Corresponding to the encoder, the decoder comprises four upsampling stages aimed at progressively restoring image resolution. The detailed architecture is illustrated in Figure 3. Stage 4 utilizes a 4× upsampling ratio, whereas the other stages employ 2× upsampling. The outputs of upsampling stages 1-3 are fused with feature maps 3-1 from the encoder via channel-wise concatenation, thus supplementing deep semantic features with shallow spatial details. To achieve model lightweighting, we apply 1×1 kernel depthwise separable convolutions subsequent to upsampling operations. This design significantly reduces the parameter count and computational overhead, while preserving feature representation capability. Lastly, upsampling stage 4 reconstructs the image to its original resolution and conducts pixel-wise semantic classification to accomplish the segmentation task.

3.2. GLF

To improve the detailed information extraction and enhance the feature extraction capability of the network, we introduce the Global-Local Feature Extraction (GLF) module. The architecture of this module is depicted in Figure 4.

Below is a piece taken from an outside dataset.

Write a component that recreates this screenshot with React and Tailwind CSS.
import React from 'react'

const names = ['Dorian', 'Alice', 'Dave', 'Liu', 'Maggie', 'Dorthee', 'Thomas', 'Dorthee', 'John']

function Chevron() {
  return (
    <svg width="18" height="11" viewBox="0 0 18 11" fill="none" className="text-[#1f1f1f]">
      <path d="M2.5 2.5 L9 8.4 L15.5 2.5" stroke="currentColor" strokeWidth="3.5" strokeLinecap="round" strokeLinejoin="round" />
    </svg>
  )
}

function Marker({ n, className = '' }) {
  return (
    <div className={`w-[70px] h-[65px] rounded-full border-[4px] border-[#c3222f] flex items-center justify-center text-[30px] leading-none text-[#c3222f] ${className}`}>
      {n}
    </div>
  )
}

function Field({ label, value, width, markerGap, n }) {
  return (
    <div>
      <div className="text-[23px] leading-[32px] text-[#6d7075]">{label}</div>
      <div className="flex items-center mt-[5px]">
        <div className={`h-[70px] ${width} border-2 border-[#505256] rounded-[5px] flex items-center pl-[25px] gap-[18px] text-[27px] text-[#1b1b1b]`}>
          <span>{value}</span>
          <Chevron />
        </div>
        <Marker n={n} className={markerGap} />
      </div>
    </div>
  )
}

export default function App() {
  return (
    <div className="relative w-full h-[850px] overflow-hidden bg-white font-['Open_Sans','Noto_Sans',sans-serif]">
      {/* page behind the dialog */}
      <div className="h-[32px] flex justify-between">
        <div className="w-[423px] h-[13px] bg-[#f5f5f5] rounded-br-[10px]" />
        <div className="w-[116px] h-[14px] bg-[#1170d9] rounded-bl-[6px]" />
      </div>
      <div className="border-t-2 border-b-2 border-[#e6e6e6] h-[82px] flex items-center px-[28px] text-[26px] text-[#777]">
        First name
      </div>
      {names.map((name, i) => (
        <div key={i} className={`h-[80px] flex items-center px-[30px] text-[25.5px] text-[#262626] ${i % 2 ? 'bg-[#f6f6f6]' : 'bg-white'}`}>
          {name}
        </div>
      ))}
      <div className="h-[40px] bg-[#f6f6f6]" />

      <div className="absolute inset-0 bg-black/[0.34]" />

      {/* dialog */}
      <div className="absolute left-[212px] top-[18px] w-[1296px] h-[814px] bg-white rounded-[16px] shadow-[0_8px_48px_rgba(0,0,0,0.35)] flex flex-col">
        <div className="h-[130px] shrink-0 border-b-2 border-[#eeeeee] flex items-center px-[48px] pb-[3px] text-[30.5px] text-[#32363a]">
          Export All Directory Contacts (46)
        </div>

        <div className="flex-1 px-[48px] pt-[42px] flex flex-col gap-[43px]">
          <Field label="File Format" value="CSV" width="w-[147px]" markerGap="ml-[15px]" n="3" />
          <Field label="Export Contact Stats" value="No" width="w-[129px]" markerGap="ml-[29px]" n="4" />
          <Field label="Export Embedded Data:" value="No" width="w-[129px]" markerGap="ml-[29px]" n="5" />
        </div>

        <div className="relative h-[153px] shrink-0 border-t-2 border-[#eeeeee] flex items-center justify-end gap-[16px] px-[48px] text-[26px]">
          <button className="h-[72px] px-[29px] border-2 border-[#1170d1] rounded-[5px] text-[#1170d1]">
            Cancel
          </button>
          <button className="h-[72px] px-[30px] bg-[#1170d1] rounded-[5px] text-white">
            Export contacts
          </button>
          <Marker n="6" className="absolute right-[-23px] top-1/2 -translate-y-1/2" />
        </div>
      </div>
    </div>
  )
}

The GLF module integrates local and global information, multi-scale features, attention mechanisms, and channel shuffling techniques. These strategies augment the diversity and expressive capacity of feature extraction, thereby allowing the module to tackle challenges like complex backgrounds in computer vision tasks and limited feature extraction capabilities of networks.Consequently, the network training performance becomes more stable.

Specifically, the module executes dual-branch feature extraction and aggregation processes on the input feature maps. One branch extracts local features by applying four dilated convolutions with varying dilation rates.

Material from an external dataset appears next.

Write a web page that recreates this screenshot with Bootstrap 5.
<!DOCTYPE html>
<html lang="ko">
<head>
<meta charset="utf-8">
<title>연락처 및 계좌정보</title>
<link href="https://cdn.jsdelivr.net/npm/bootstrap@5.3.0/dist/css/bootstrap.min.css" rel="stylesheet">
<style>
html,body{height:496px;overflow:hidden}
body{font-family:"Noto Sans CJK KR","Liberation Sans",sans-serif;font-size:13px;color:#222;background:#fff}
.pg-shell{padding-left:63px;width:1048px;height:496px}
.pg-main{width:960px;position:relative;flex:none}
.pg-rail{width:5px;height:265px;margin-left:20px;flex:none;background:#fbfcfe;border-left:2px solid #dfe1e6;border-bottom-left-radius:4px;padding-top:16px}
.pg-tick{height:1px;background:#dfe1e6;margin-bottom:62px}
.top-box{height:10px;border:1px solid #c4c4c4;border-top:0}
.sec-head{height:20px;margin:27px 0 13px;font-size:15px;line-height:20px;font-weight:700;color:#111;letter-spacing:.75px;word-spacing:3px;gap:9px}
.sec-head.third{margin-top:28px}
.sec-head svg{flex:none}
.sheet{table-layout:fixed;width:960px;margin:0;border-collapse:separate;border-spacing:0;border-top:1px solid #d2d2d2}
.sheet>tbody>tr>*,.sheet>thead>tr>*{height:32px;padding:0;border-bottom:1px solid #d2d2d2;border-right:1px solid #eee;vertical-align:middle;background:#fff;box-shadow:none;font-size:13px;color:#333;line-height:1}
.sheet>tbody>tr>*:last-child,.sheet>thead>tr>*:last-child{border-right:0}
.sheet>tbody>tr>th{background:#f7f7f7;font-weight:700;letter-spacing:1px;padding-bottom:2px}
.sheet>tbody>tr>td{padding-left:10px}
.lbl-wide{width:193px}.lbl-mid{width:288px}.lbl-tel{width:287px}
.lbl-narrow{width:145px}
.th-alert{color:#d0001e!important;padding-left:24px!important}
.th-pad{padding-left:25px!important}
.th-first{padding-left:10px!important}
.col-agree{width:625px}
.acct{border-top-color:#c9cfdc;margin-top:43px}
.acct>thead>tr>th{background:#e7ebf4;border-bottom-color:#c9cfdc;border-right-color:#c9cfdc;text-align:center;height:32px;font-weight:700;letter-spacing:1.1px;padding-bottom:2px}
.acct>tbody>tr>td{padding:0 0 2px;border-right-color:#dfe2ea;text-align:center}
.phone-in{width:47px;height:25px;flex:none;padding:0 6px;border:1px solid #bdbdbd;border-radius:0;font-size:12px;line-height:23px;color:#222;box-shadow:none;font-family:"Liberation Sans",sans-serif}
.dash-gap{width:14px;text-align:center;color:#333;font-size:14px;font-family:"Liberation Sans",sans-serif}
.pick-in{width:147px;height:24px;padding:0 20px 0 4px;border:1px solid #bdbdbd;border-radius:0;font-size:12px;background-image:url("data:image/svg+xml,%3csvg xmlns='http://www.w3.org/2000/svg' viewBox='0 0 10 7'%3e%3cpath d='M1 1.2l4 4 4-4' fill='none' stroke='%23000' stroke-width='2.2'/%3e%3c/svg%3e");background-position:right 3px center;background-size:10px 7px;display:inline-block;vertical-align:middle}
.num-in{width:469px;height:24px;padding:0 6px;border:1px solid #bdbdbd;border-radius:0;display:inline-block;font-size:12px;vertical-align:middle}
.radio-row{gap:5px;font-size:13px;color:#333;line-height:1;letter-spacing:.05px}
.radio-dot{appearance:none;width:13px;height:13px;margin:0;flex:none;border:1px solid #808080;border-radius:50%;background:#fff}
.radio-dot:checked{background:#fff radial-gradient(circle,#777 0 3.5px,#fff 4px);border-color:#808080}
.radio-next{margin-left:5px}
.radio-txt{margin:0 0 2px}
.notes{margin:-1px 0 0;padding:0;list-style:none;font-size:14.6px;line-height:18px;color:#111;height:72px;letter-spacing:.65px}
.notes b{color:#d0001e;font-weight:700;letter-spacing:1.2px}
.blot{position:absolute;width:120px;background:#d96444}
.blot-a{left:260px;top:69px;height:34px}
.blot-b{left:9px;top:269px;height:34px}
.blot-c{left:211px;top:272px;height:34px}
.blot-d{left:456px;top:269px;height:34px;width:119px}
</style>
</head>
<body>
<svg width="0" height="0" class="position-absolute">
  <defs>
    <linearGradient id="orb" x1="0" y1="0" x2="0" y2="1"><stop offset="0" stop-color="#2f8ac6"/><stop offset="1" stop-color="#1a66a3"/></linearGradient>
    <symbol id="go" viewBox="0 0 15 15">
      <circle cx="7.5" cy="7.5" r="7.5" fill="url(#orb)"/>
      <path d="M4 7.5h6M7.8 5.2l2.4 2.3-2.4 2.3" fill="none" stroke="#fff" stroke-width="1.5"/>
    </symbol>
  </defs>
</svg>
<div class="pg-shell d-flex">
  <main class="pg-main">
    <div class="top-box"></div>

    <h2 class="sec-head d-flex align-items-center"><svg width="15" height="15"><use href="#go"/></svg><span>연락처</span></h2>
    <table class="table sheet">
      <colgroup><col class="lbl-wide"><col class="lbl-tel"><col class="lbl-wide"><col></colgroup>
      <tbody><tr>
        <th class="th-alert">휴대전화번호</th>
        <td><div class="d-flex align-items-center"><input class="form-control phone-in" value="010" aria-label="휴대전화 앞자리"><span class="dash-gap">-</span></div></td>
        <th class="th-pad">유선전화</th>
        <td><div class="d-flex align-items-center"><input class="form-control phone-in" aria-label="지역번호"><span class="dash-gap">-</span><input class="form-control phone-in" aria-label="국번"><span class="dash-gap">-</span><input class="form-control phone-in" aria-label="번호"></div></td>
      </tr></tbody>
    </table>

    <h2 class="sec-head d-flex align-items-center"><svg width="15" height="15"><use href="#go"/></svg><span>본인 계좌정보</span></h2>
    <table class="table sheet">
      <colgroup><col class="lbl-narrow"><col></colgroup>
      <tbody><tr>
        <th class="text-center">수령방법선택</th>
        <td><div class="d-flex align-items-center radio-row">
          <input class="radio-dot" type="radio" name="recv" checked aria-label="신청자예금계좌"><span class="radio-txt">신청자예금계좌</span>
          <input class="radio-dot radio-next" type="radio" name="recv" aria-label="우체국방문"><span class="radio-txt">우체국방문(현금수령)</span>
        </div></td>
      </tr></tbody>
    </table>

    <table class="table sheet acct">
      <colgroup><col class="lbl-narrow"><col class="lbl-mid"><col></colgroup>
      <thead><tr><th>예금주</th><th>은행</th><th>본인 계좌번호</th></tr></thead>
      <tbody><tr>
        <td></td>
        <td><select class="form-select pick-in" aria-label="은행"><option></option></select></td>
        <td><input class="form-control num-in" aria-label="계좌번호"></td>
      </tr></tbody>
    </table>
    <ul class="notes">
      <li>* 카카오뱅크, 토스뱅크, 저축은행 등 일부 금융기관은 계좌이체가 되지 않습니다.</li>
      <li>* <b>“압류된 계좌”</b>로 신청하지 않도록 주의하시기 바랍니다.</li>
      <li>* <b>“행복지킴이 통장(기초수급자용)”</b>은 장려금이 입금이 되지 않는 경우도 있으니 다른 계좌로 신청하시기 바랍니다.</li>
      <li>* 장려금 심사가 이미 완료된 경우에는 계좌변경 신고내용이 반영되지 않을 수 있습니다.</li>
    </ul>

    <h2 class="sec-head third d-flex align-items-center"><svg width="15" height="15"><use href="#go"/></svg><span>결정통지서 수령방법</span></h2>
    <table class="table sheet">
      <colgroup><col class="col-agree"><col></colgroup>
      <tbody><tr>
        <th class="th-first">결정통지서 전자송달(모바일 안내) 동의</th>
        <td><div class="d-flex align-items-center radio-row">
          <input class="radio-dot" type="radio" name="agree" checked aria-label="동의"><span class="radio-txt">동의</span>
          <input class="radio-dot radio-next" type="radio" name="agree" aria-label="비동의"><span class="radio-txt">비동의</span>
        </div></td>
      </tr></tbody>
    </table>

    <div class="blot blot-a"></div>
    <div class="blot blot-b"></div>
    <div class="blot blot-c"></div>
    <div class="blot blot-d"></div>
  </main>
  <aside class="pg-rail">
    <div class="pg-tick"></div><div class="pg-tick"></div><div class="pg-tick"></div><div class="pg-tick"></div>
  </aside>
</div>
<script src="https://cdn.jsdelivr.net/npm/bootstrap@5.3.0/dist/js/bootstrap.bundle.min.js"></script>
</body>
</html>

The input feature maps (x) undergo four concurrent dilated convolution operations. The concatenated outputs from these four operations constitute the initial local features, as detailed below:

x_{1} = C o n v_{1} (x), x_{2} = C o n v_{2} (x), x_{3} = C o n v_{3} (x), x_{4} = C o n v_{4} (x)

(1)

L o c a l = C o n c a t (x_{1}, x_{2}, x_{3}, x_{4})

(2)

Subsequently, a channel shuffle operation is utilized to thoroughly blend features originating from diverse convolutional layers, thereby significantly improving the flow of inter-channel information. Furthermore, a 1×1 convolutional layer is employed to transform the blended features into dimensions that match the input, yielding the ultimate local feature output, as detailed below:

L o c a l_{f} = C o n v_{f} (C h a n n e l S h u f f l e (L o c a l))

(3)

The alternative branch utilizes a self-attention mechanism for extracting global features. This methodology facilitates global weighting, enabling each position to directly access and dynamically modify attention weights across all spatial positions, thus augmenting contextual understanding. Initially, the branch extracts the Query (Q), Key (K), and Value (V) tensors via pyramid pooling operations. The subsequent implementation steps are as follows:

A t t = \frac{1}{\sqrt{c}} \cdot (Q \cdot K^{T})

(4)

A t t = s o f t m a x (A t t, d i m = - 1)

(5)

G l o b a l = A t t \cdot V

(6)

G l o b a l_{f} = C o n v_{f} (g l o b a l)

(7)

As Equation (4), the dot product between Q and K is computed, followed by scaling with a factor of

\frac{1}{\sqrt{c}}

(where c represents the feature dimension) to ensure numerical stability and address gradient vanishing or exploding problems. Subsequently Equation (5), a softmax function is applied along the sequence dimension (usually the last axis) to transform attention scores into normalized probability distributions, indicating the relative significance of various spatial positions. Finally, the attention weights are utilized to compute the weighted sum of the Value (V) tensor, as shown in (6), thereby generating aggregated global contextual information. Subsequently, a linear transformation using convolution is applied to adjust the feature dimensions, resulting in the refined global features, as presented in (7).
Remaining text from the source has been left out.